Tools like SAP’s Archive Development Kit and ILM, Informatica’s ILM, OpenText’s structured archiving, and the various database-tiering products were all variations on this theme.

Note the design assumptions baked into that approach, because every one of them has since failed:

The data is relational. Archiving meant preserving table structures, foreign keys, and the relational model. Anything that wasn’t rows-and-columns like documents, images, scanned correspondence, log streams, sensor data, email — was somebody else’s problem, parked in a separate content management system with its own retention regime and its own retrieval pain.
Retrieval means SQL against the original schema. To read the archive, you needed to understand the source schema. Which meant you needed the source application’s data dictionary, or in the worst cases the source application itself, alive and licensed, to make the archived data legible.
Scale means more database. Need to hold more? Provision more relational storage, more compute, more licenses. The cost curve was linear at best and frequently worse, because relational engines were never cheap per terabyte.
The archive is a destination, not an asset. Archived data was something you stored against the possibility of audit or litigation. It was a liability you managed, not a corpus you used.

Every one of those assumptions is now a constraint you’re paying for. The estate stopped being relational. Retrieval stopped being a SQL-only problem. Scale stopped being affordable when measured in relational terabytes.

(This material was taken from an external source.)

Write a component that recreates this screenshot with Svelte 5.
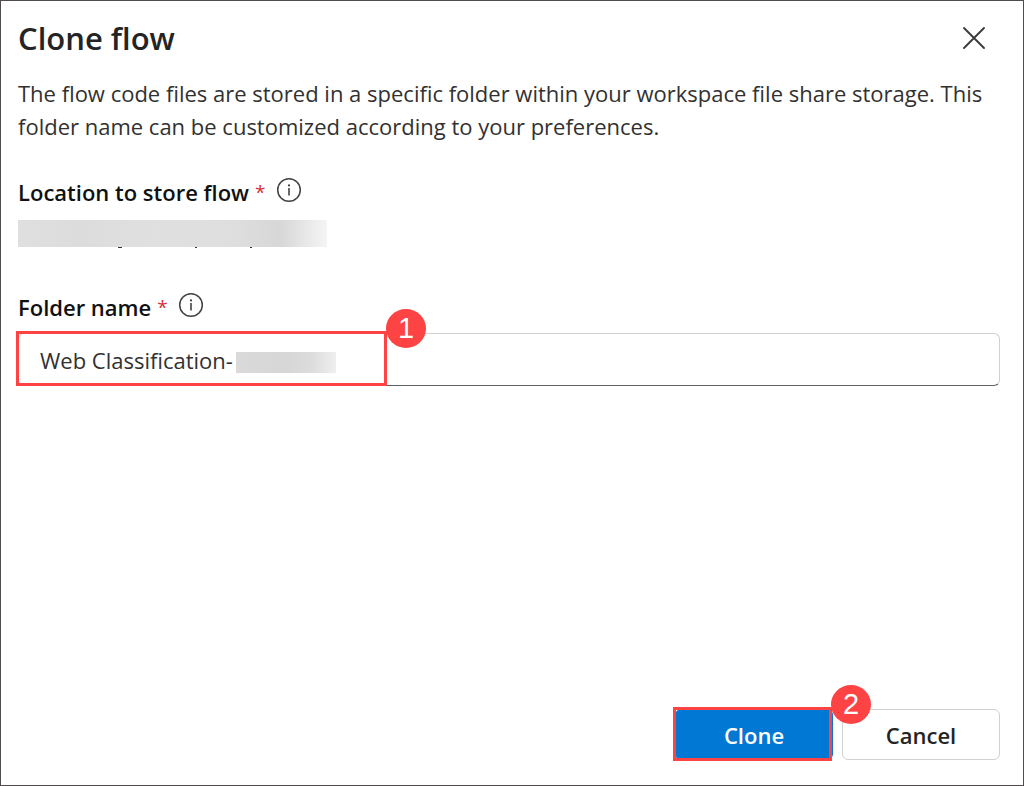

And, this is the part most archiving vendors are still pretending isn’t happening — old data stopped being inert. AI made it an asset, and the relational archive can’t hand it over in any form an AI engine can consume.

The Four Ways Database Archiving Breaks Now

1. The estate isn’t relational anymore and the archive can’t see most of it

Walk the data estate of any large enterprise and count the formats. There’s the structured core, yes — SAP, Oracle EBS, the HRIS, the claims system.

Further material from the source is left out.